Attorney General Eliot Spitzer today sued a leading consulting firm specializing in life, accident and disability insurance, alleging that the company steered business to insurers in exchange for lucrative payoffs and that this practice raised premiums for individual employees.
The action against Universal Life Resources, Inc. (ULR) is part of the Attorney General's ongoing investigation into fraud and anti-competitive practices in the insurance industry. The investigation has already led to a civil suit against Marsh & McLennan Companies, Inc., and the criminal pleas of three insurance company executives.
In a related development, the New York State Insurance Department today issued citations against ULR for violations of state insurance law.
"Today's case demonstrates that the corrupt practices first laid bare in the Marsh suit are present in additional sectors of the industry," Spitzer said. "Secret payoffs and conflicts of interest that infected the market for property and casualty insurance have taken root in the employee benefits market as well."
"What is particularly egregious in this case is that the costs of ULR's concealed payments were ultimately borne by individual employees, who were in no position to know about or contest these illegal practices," he added.
The civil complaint filed today in State Supreme Court in Manhattan alleges that ULR had undisclosed agreements with some of the country' s largest life insurance companies, including MetLife, Prudential and Unum Provident, under which millions of dollars were paid to ULR in exchange for steering the business of ULR's clients. Further, the complaint alleges that ULR imposes secret fees for "communication services," such as printing of informational materials, which are far above market rate, and which employees ultimately pay through higher premiums. These secret payments accounted for more than two-thirds of ULR's revenue in 2003.
The complaint further alleges that ULR hides these agreements from its clients by falsely representing its compensation, omitting its fees from mandatory government filings, and refusing to deal with insurers who will not go along with its concealed arrangements.
The complaint gives numerous examples of ULR's improper practices. In one instance, ULR obtained an insurer's agreement to artificially list service prices at three times their normal rate, so ULR could falsely tell a client, Viacom, Inc., that its insurance costs would be no cheaper if the insurer provided in-house the same services that ULR was providing. In another case, ULR solicited a fictitious bid in order to block a disfavored insurer from reaching the final round of a bidding process for group life coverage at Marriott International, Inc.
Spitzer's suit names ULR, its Chief Executive Officer Douglas Cox and two affiliated corporations -- Universal Life Resources and Benefits Commerce. The suit seeks an end to the secret agreements, disgorgement of improper payments, restitution for injured parties and punitive damages.
The State Insurance Department today issued citations against ULR, Cox and several affiliates, alleging that they used fraudulent, coercive and/or dishonest practices and demonstrated untrustworthiness in violation of the New York State Insurance Law.

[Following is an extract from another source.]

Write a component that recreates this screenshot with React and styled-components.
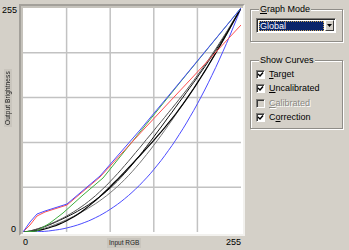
import React from 'react';
import styled, { createGlobalStyle } from 'styled-components';

const Global = createGlobalStyle`
  html, body { margin: 0; padding: 0; background: #d4d0c8; }
  body { font-family: "Liberation Sans", Arial, sans-serif; font-size: 9px; color: #000; }
`;

const Window = styled.div`
  width: 349px;
  height: 250px;
  display: flex;
  background: #d4d0c8;
  overflow: hidden;
`;

const GraphArea = styled.div`
  display: grid;
  grid-template-columns: 19px 226px;
  grid-template-rows: 232px 14px;
  padding-top: 4px;
  width: 245px;
`;

const AxisCol = styled.div`
  display: flex;
  flex-direction: column;
  align-items: flex-end;
`;

const AxisNum = styled.div`
  font-size: 9px;
  line-height: 10px;
  padding-right: ${p => p.$pr || 0}px;
  margin-top: ${p => p.$mt || 0}px;
`;

const VLabel = styled.div`
  align-self: flex-start;
  margin-left: 4px;
  margin-top: ${p => p.$mt}px;
  writing-mode: vertical-rl;
  transform: rotate(180deg);
  font-size: 6.5px;
  line-height: 8px;
  height: 58px;
  text-align: center;
  background: #c9c5bd;
  color: #222;
  letter-spacing: 0.1px;
`;

const PlotFrame = styled.div`
  border-style: solid;
  border-width: 2px;
  border-color: #a3a09a #f2f1ee #f2f1ee #a3a09a;
  box-shadow: inset 2px 2px 0 #c6c3bc;
  padding: 2px 0 0 2px;
  background: #fff;
  box-sizing: border-box;
  width: 226px;
  height: 232px;
  overflow: hidden;
`;

const Plot = styled.svg`
  display: block;
  width: 218px;
  height: 224px;
`;

const BottomRow = styled.div`
  grid-column: 2;
  display: flex;
  align-items: flex-start;
  padding-top: 1px;
`;

const XLabel = styled.div`
  font-size: 6.5px;
  line-height: 8px;
  padding: 1px 2px;
  margin-top: 1px;
  background: #c9c5bd;
  color: #222;
  margin-left: ${p => p.$ml}px;
`;

const Side = styled.div`
  display: flex;
  flex-direction: column;
  padding: 4px 0 0 5px;
  width: 93px;
`;

const Group = styled.fieldset`
  margin: ${p => p.$mt || 0}px 0 0 0;
  padding: ${p => p.$pad};
  border: 1px solid #8f8d88;
  box-shadow: inset 1px 1px 0 #fff, 1px 1px 0 #fff;
  min-width: 0;
`;

const Legend = styled.legend`
  padding: 0 1px;
  margin-left: 3px;
  font-size: 9px;
  line-height: 11px;
  background: #d4d0c8;
`;

const Combo = styled.div`
  display: flex;
  width: 80px;
  height: 15px;
  box-sizing: border-box;
  border-style: solid;
  border-width: 1px;
  border-color: #7d7b77 #fff #fff #7d7b77;
  box-shadow: inset 1px 1px 0 #2b2b2b;
  background: #fff;
  padding: 2px 1px 1px 2px;
`;

const ComboValue = styled.div`
  flex: 1;
  background: #0a246a;
  color: #fff;
  font-size: 9px;
  line-height: 10px;
  padding-left: 1px;
  outline: 1px dotted #c9a65a;
  outline-offset: -1px;
`;

const ComboButton = styled.div`
  width: 9px;
  margin: -1px 0 0 1px;
  background: #d4d0c8;
  box-sizing: border-box;
  border-style: solid;
  border-width: 1px;
  border-color: #fff #404040 #404040 #fff;
  display: flex;
  align-items: center;
  justify-content: center;
`;

const Row = styled.label`
  display: flex;
  align-items: center;
  height: 14.5px;
  color: ${p => (p.$disabled ? '#8a8882' : '#000')};
  text-shadow: ${p => (p.$disabled ? '1px 1px 0 #fff' : 'none')};
`;

const Box = styled.span`
  width: 9px;
  height: 9px;
  box-sizing: border-box;
  border-style: solid;
  border-width: 1px;
  border-color: #7d7b77 #fff #fff #7d7b77;
  box-shadow: inset 1px 1px 0 #3a3a3a;
  background: ${p => (p.$disabled ? '#d4d0c8' : '#fff')};
  display: flex;
  align-items: center;
  justify-content: center;
  margin-right: 4px;
  flex: none;
`;

const Label = styled.span`
  font-size: 9px;
  line-height: 11px;
`;

const X0 = 23, Y0 = 232, W = 218, H = 224;
const pt = (x, y) => `${(x - X0).toFixed(1)},${(y - 8).toFixed(1)}`;
const poly = pts => pts.map(([x, y]) => pt(x, y)).join(' ');
const gamma = (g, wob = 0, ph = 0) => {
  const out = [];
  for (let i = 0; i <= 60; i++) {
    const t = i / 60;
    const w = wob * Math.sin(t * Math.PI * 3 + ph) * Math.sin(t * Math.PI);
    const v = Math.min(1, Math.max(0, Math.pow(t, g) + w));
    out.push([X0 + W * t, Y0 - H * v]);
  }
  return poly(out);
};

const green = poly([[23, 232], [37, 231], [50, 223], [63, 213], [83, 195], [103, 178], [140, 132], [182, 80], [241, 8]]);
const red = poly([[23, 232], [30, 225], [37, 216], [45, 212], [67, 205], [100, 177], [145, 128], [190, 80], [241, 25]]);
const blueUp = poly([[23, 232], [30, 222], [37, 214], [45, 211], [67, 204], [100, 176], [140, 130], [180, 82], [241, 8]]);

const Check = () => (
  <svg width="7" height="7" viewBox="0 0 7 7">
    <path d="M1 3 L3 5 L6 1.5" stroke="#000" strokeWidth="1.4" fill="none" />
  </svg>
);

const rows = [
  { pre: '', u: 'T', post: 'arget', on: true },
  { pre: '', u: 'U', post: 'ncalibrated', on: true },
  { pre: '', u: 'C', post: 'alibrated', on: false, disabled: true },
  { pre: 'C', u: 'o', post: 'rrection', on: true },
];

export default function App() {
  const grid = [1, 2, 3, 4];
  return (
    <>
      <Global />
      <Window>
        <GraphArea>
          <AxisCol>
            <AxisNum $pr={2} $mt={1}>255</AxisNum>
            <VLabel $mt={54}>Output Brightness</VLabel>
            <AxisNum $pr={3} $mt={97}>0</AxisNum>
          </AxisCol>
          <PlotFrame>
            <Plot viewBox={`0 0 ${W} ${H}`}>
              {grid.map(i => (
                <line key={'v' + i} x1={(W * i) / 5} y1="0" x2={(W * i) / 5} y2={H} stroke="#c2c2c2" strokeWidth="1.5" />
              ))}
              {grid.map(i => (
                <line key={'h' + i} x1="0" y1={(H * i) / 5} x2={W} y2={(H * i) / 5} stroke="#c2c2c2" strokeWidth="1.5" />
              ))}
              <polyline points={gamma(2.5)} fill="none" stroke="#4b4bff" strokeWidth="1" />
              <polyline points={gamma(1.85, 0.01, 0.5)} fill="none" stroke="#777" strokeWidth="1" />
              <polyline points={gamma(1.7, 0.015, 1)} fill="none" stroke="#111" strokeWidth="1" />
              <polyline points={gamma(1.6, 0.012, 2)} fill="none" stroke="#555" strokeWidth="1" />
              <polyline points={gamma(1.78, -0.012, 0)} fill="none" stroke="#000" strokeWidth="1.2" />
              <polyline points={green} fill="none" stroke="#3fae3f" strokeWidth="1" />
              <polyline points={red} fill="none" stroke="#ff5050" strokeWidth="1" />
              <polyline points={blueUp} fill="none" stroke="#4b4bff" strokeWidth="1" />
            </Plot>
          </PlotFrame>
          <BottomRow>
            <AxisNum $pr={0} style={{ marginLeft: 4 }}>0</AxisNum>
            <XLabel $ml={79}>Input RGB</XLabel>
            <AxisNum $pr={4} style={{ marginLeft: 'auto' }}>255</AxisNum>
          </BottomRow>
        </GraphArea>
        <Side>
          <Group $pad="3px 0 8px 5px">
            <Legend><u>G</u>raph Mode</Legend>
            <Combo>
              <ComboValue>Global</ComboValue>
              <ComboButton>
                <svg width="5" height="3" viewBox="0 0 5 3"><path d="M0 0 H5 L2.5 3 Z" fill="#000" /></svg>
              </ComboButton>
            </Combo>
          </Group>
          <Group $mt={13} $pad="1px 0 3px 5px">
            <Legend>Show Curves</Legend>
            {rows.map((r, i) => (
              <Row key={i} $disabled={r.disabled}>
                <Box $disabled={r.disabled}>{r.on && <Check />}</Box>
                <Label>{r.pre}<u>{r.u}</u>{r.post}</Label>
              </Row>
            ))}
          </Group>
        </Side>
      </Window>
    </>
  );
}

Superintendent Gregory V. Serio said: "The New York State Insurance Department has charged the defendants with fraudulent, coercive and dishonest business conduct in the New York insurance market which has affected the price of insurance. This is part of the department's ongoing effort to root out improper practices that have adversely impacted so many consumers."
Since 1999, ULR, based in San Diego, has brokered life, accident and disability insurance coverage for more than four million employees. Major clients include: Intel Corp.; Colgate-Palmolive Co.; Eastman Kodak Co.; Marriott International, Inc.; United Parcel Service; Inc.; and Dell, Inc.
The investigation underlying today's lawsuit was led by Deputy Attorney General Kermitt J. Brooks with Assistant Attorneys General Anita Fisher Barrett, John F. Carroll and Gaurav Vasisht of the Investment Protection Bureau and David A. Weinstein of the Antitrust Bureau.